Synaptotagmin 1-5xHis
SYT1 protein used in this assay is a truncated protein (residues 47-421) consisting of the transmembrane domain and the complete cytosolic domain. Expression and purification have been detailed previously.13 After purification, aliquot and flash freeze the protein in liquid nitrogen in buffer consisting of 400 mM KCl, 25 mM HEPES, 1% (wt/vol) n-Octyl β-D-glucopyranoside (OG), 1 mM DTT, and 10% (v/v) glycerol. SYT1 maintains its activity for up to 2 months when stored at −80 °C.
Complexin 1
Complexin 1 can be expressed as previously described.20,21 After purification, aliquot and flash freeze the protein in liquid nitrogen in buffer consisting of 140 mM KCl, 25 mM HEPES, 1 mM TCEP and 10% (v/v) glycerol. Complexin 1 retains its activity for up to 6 months when stored at −80 °C. Do not re-freeze thawed aliquots.
Synthetic SUVs (V-SUVs and V-Syt1 SUVs)
Make SUVs using DOPC/DOPS/ATTO-647N = 77 / 20 / 3 mol%. For constructing VAMP2-SUVs (vSUVs), maintain a Lipid/Protein ratio of 100. To create VAMP2-Synaptotagmin1 SUVs (SYT1-vSUVs), adjust the Lipid/Protein ratio of VAMP2/SYT1 to 100:250. Refer to the 'Preparation of SUVs' section in the PROCEDURE for detailed instructions.
Note! The protein-to-lipid ratio can be changed depending on the experiment performed. The reconstituted liposomes are assumed to have 55% protein facing outward and 45% facing inward.22
GPMV buffer (10 mM HEPES, 150 mM KCl, 2 mM CaCl2, 10mM Sucrose, pH7.4):
Mix 18.75 mL of KCl (2M Stock), 0.5 mL of CaCl2 (1M Stock), and 2.5 mL of HEPES (1M Stock - pH 7.4), 5 mL of sucrose (0.5M Stock) in distilled water and bring to 250 mL. This can be stored at room temperature or at 4 °C for 6 months.
Note: Sucrose is mandatory to burst GUVs
GPMV working buffer (2 mM NEM):
Dissolve 2.5 mg NEM in 10 mL of GPMV buffer.
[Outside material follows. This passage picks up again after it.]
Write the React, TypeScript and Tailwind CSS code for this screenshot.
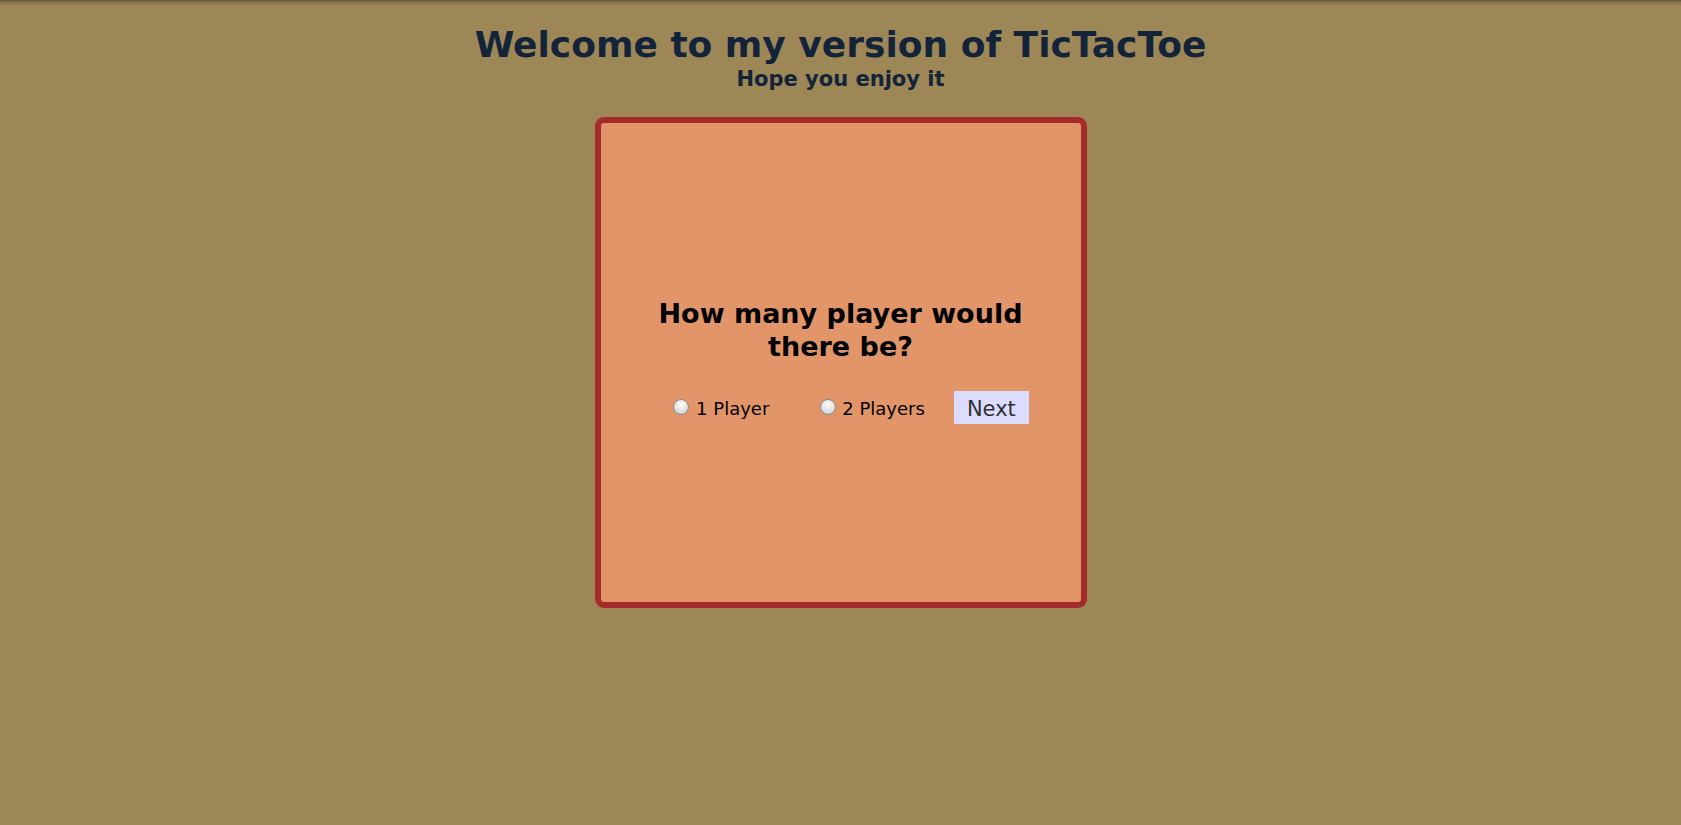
export default function App() {
  return (
    <div
      className="min-h-screen bg-[#9e8756] bg-[linear-gradient(to_bottom,#5e5036_0px,#857149_2px,#9e8756_6px)] flex flex-col items-center pt-[24px]"
      style={{ fontFamily: '"DejaVu Sans", sans-serif' }}
    >
      <h1 className="text-[36px] font-bold text-[#12233a] leading-[42px]">Welcome to my version of TicTacToe</h1>
      <h3 className="mt-[1px] text-[21px] font-bold text-[#12233a] leading-[24px]">Hope you enjoy it</h3>
      <div className="mt-[26px] w-[492px] h-[491px] rounded-[9px] border-[6px] border-[#a52a2a] bg-[#e19569] flex flex-col items-center justify-center pb-[5px]">
        <h2 className="text-[27px] font-bold text-black leading-[33px] text-center w-[380px]">
          How many player would there be?
        </h2>
        <div className="mt-[28px] flex items-center text-[18px] text-black pl-[21px]">
          <label className="flex items-center pt-[2px]">
            <input
              type="radio"
              name="players"
              className="appearance-none w-[16px] h-[16px] rounded-full border border-[#8a8a8a] bg-[radial-gradient(circle_at_50%_35%,#ffffff,#c8c8c8)] mr-[7px] -mt-[2px]"
            />
            1 Player
          </label>
          <label className="flex items-center ml-[51px] pt-[2px]">
            <input
              type="radio"
              name="players"
              className="appearance-none w-[16px] h-[16px] rounded-full border border-[#8a8a8a] bg-[radial-gradient(circle_at_50%_35%,#ffffff,#c8c8c8)] mr-[6px] -mt-[2px]"
            />
            2 Players
          </label>
          <button className="ml-[29px] w-[75px] h-[33px] bg-[#dcdcff] text-[#303030] text-[21px] pt-[3px]">Next</button>
        </div>
      </div>
    </div>
  );
}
The solution should be freshly prepared.
Dialysis Buffer A (5X):
Prepare 2 L of a buffer (pH 7.4) containing 600 mM KCl, 125 mM HEPES, and 5 mM DTT. This buffer should be freshly prepared.
Dialysis Buffer B (1X):
Take 1 L of Buffer A and make up to 5 L with Milli-Q water in a beaker.
t-SUV reconstitution buffer
Add 1% (wt/vol) OG to 10 mL of a dialysis buffer A (5X).
v-SUV reconstitution buffer
Add 1% (wt/vol) OG to 10 mL of a dialysis buffer B (1X).
MemGlow™ 488: Fluorogenic Membrane Probe Solution (20 µM):
For creating a 20 µM stock solution, reconstitute the lyophilized powder in 100 µl of anhydrous DMSO. Then, aliquot this stock into 5 µL aliquots and store them at -80 °C.